═════ Data block ═════

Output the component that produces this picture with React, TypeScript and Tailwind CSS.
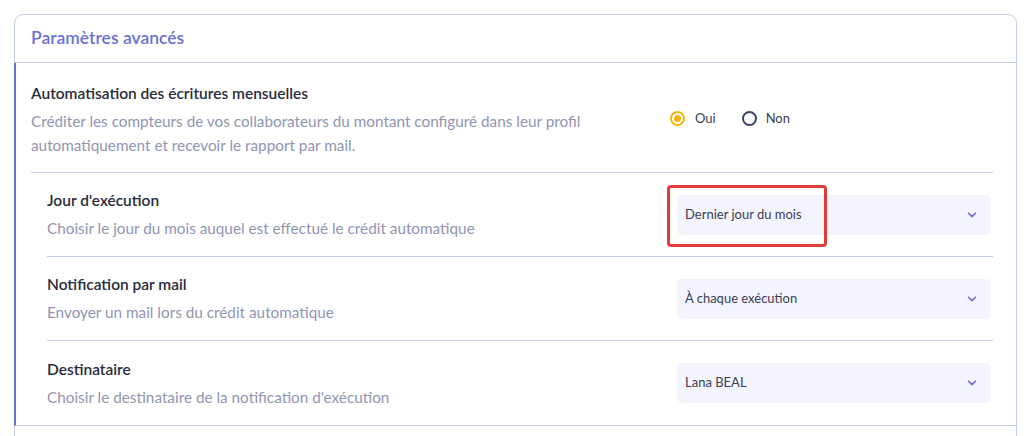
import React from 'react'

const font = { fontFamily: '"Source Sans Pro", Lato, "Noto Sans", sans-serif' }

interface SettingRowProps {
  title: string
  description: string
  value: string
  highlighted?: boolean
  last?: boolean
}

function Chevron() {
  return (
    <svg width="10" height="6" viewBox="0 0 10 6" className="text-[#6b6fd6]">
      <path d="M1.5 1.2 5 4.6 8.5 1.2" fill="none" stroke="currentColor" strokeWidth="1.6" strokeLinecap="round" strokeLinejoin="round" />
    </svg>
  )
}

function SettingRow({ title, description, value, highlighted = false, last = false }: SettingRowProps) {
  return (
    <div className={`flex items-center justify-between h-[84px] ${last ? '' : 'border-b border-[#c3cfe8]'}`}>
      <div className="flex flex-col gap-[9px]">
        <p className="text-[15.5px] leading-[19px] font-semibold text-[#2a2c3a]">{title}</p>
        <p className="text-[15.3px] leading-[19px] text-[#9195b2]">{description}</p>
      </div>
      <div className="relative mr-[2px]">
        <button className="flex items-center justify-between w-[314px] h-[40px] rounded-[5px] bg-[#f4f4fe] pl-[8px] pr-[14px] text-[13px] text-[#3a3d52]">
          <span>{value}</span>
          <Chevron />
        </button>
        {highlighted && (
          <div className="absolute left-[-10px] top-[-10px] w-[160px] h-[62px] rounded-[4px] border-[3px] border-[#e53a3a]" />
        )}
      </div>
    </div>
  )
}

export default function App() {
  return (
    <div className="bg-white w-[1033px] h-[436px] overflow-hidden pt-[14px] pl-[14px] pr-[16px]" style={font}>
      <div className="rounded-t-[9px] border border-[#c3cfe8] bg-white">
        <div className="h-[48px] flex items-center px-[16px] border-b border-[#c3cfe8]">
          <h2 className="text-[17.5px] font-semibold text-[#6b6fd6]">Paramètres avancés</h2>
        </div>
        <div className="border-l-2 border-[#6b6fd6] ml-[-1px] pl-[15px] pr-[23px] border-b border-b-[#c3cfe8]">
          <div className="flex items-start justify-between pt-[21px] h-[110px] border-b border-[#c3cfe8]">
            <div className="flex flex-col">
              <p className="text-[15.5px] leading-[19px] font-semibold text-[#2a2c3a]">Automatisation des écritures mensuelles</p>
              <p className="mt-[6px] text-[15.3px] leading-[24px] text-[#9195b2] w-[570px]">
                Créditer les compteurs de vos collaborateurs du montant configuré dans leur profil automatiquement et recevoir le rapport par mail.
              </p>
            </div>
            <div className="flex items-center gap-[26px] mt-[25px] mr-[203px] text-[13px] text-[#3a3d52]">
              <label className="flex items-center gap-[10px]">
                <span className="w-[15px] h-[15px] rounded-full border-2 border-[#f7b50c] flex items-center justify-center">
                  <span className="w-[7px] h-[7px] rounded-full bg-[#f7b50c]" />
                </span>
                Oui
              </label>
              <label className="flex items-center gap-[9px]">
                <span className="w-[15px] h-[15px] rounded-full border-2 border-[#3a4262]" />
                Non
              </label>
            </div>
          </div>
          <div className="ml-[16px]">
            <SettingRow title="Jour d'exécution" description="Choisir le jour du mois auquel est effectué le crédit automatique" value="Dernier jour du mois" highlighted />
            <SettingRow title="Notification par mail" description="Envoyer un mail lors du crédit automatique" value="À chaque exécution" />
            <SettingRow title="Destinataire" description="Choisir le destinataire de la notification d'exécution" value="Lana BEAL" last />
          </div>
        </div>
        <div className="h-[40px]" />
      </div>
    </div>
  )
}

═════

Direction:
Transcribe the whole listing, character for character, but not its images.

Written reply:
Output the component that produces this picture with React, TypeScript and Tailwind CSS.
import React from 'react'

const font = { fontFamily: '"Source Sans Pro", Lato, "Noto Sans", sans-serif' }

interface SettingRowProps {
  title: string
  description: string
  value: string
  highlighted?: boolean
  last?: boolean
}

function Chevron() {
  return (
    <svg width="10" height="6" viewBox="0 0 10 6" className="text-[#6b6fd6]">
      <path d="M1.5 1.2 5 4.6 8.5 1.2" fill="none" stroke="currentColor" strokeWidth="1.6" strokeLinecap="round" strokeLinejoin="round" />
    </svg>
  )
}

function SettingRow({ title, description, value, highlighted = false, last = false }: SettingRowProps) {
  return (
    <div className={`flex items-center justify-between h-[84px] ${last ? '' : 'border-b border-[#c3cfe8]'}`}>
      <div className="flex flex-col gap-[9px]">
        <p className="text-[15.5px] leading-[19px] font-semibold text-[#2a2c3a]">{title}</p>
        <p className="text-[15.3px] leading-[19px] text-[#9195b2]">{description}</p>
      </div>
      <div className="relative mr-[2px]">
        <button className="flex items-center justify-between w-[314px] h-[40px] rounded-[5px] bg-[#f4f4fe] pl-[8px] pr-[14px] text-[13px] text-[#3a3d52]">
          <span>{value}</span>
          <Chevron />
        </button>
        {highlighted && (
          <div className="absolute left-[-10px] top-[-10px] w-[160px] h-[62px] rounded-[4px] border-[3px] border-[#e53a3a]" />
        )}
      </div>
    </div>
  )
}

export default function App() {
  return (
    <div className="bg-white w-[1033px] h-[436px] overflow-hidden pt-[14px] pl-[14px] pr-[16px]" style={font}>
      <div className="rounded-t-[9px] border border-[#c3cfe8] bg-white">
        <div className="h-[48px] flex items-center px-[16px] border-b border-[#c3cfe8]">
          <h2 className="text-[17.5px] font-semibold text-[#6b6fd6]">Paramètres avancés</h2>
        </div>
        <div className="border-l-2 border-[#6b6fd6] ml-[-1px] pl-[15px] pr-[23px] border-b border-b-[#c3cfe8]">
          <div className="flex items-start justify-between pt-[21px] h-[110px] border-b border-[#c3cfe8]">
            <div className="flex flex-col">
              <p className="text-[15.5px] leading-[19px] font-semibold text-[#2a2c3a]">Automatisation des écritures mensuelles</p>
              <p className="mt-[6px] text-[15.3px] leading-[24px] text-[#9195b2] w-[570px]">
                Créditer les compteurs de vos collaborateurs du montant configuré dans leur profil automatiquement et recevoir le rapport par mail.
              </p>
            </div>
            <div className="flex items-center gap-[26px] mt-[25px] mr-[203px] text-[13px] text-[#3a3d52]">
              <label className="flex items-center gap-[10px]">
                <span className="w-[15px] h-[15px] rounded-full border-2 border-[#f7b50c] flex items-center justify-center">
                  <span className="w-[7px] h-[7px] rounded-full bg-[#f7b50c]" />
                </span>
                Oui
              </label>
              <label className="flex items-center gap-[9px]">
                <span className="w-[15px] h-[15px] rounded-full border-2 border-[#3a4262]" />
                Non
              </label>
            </div>
          </div>
          <div className="ml-[16px]">
            <SettingRow title="Jour d'exécution" description="Choisir le jour du mois auquel est effectué le crédit automatique" value="Dernier jour du mois" highlighted />
            <SettingRow title="Notification par mail" description="Envoyer un mail lors du crédit automatique" value="À chaque exécution" />
            <SettingRow title="Destinataire" description="Choisir le destinataire de la notification d'exécution" value="Lana BEAL" last />
          </div>
        </div>
        <div className="h-[40px]" />
      </div>
    </div>
  )
}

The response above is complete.